Yep, Citrus is off to a juicy start (pun intended) and it only gets juicier. Yuzu gets home from school to find out that the new man in her mother’s life that they moved for is none other than Mei’s father, and Mei will be living with them…and rooming with Yuzu!
Attempting to bond with Mei, Yuzu asks about the kiss and things change quickly. Mei kisses Yuzu, but it’s not a shy or brief kiss. She presses Yuzu down for an extended amount of time, even after Yuzu begins to struggle. It’s shocking, uncomfortable and undoubtedly non-consensual. I was immediately shocked and disappointed at this point that Citrus takes the forceful approach to romance I’ve also seen in the other same-sex anime genre, yaoi, where ‘no’ means ‘yes’ and forcing kisses on people is fine.
This behaviour is unsurprisingly a plot device as the inexperienced Yuzu then begins to develop feelings for Mei, particularly confusing for her given that she is now effectively Mei’s stepsister and has to share a room and bed with her. For me the ‘sister’ element is clearly meant to be part of the salacious interest this anime aims to provoke, though it doesn’t quite work, as while Yuzu attempts to deny her feelings and encourage a sisterly relationship, at the end of the day the two of them are not related by blood and have been thrown into a familial connection unexpectedly.
Other than Mei and Yuzu’s forceful and assault-like approach to romance, Citrus is a pretty watchable teen drama.
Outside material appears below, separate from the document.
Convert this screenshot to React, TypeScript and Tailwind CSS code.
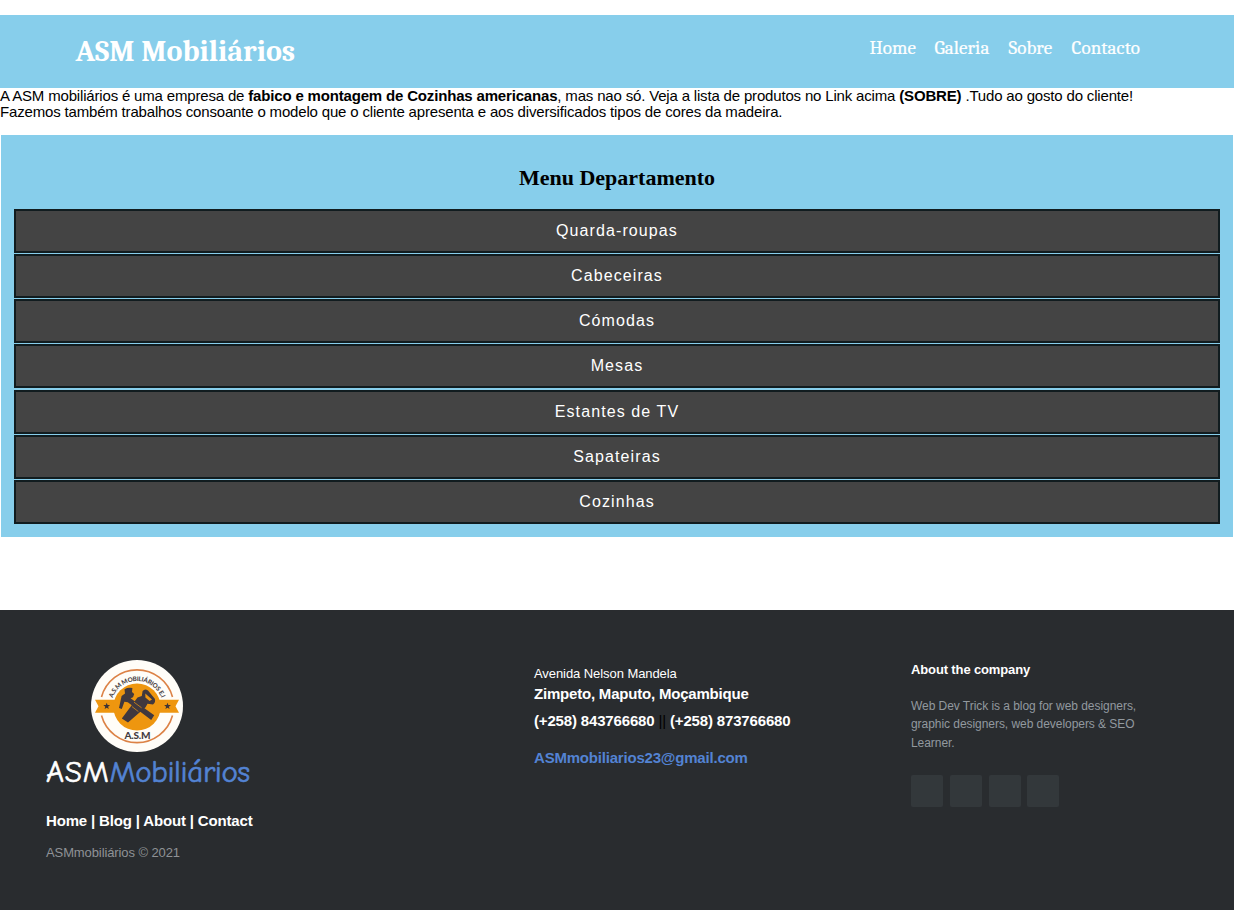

It knows how to work each character in tune to an almost ‘painting by numbers’ series of drama plotlines revolving around family and love triangle type jealousy, but the characters are nonetheless engaging enough to keep you hooked. Yuzu is a likeable protaganist – a good-hearted girl who genuinely cares for Mei and doesn’t want to overstep the line despite her feelings. Mei’s own aloof nature is believable in keeping with her own backstory, even if it’s sometimes used in a heavy-handed way to create a divide between her and Yuzu that you know will eventually be bridged.
If you’re looking for a soapy teen drama with same-sex romance, Citrus delivers.
Rin has always enjoyed camping alone, until a pink-haired girl called Nadeshiko breezes into her life and asks to share her food. So used to doing her own thing, Rin is genuinely taken aback by the warmth Nadeshiko brings to her camping experience, and the two gradually become friends. Nadeshiko in turn also realises that she loves camping but knows nothing about it, and joins her school’s camping club (which Rin has shunned in favour of doing her own thing).
Yep, that’s right, this anime is that feeling you get when you’re drinking a warm drink on a cold day, in an oversized jumper, sitting by a crackling fire while it’s raining outside. It’s cosy, it’s relaxing, it doesn’t ask too much from you. The visuals are soothing, like a brushstroke painting, but like the music, they’re never there to pop out of the screen but to evoke a lush, soothing nature environment that you can enjoy getting lost in. As you watch the characters enjoying the breeze in their hair or taking in the verdant Japanese countryside you’ll wish you were there yourself.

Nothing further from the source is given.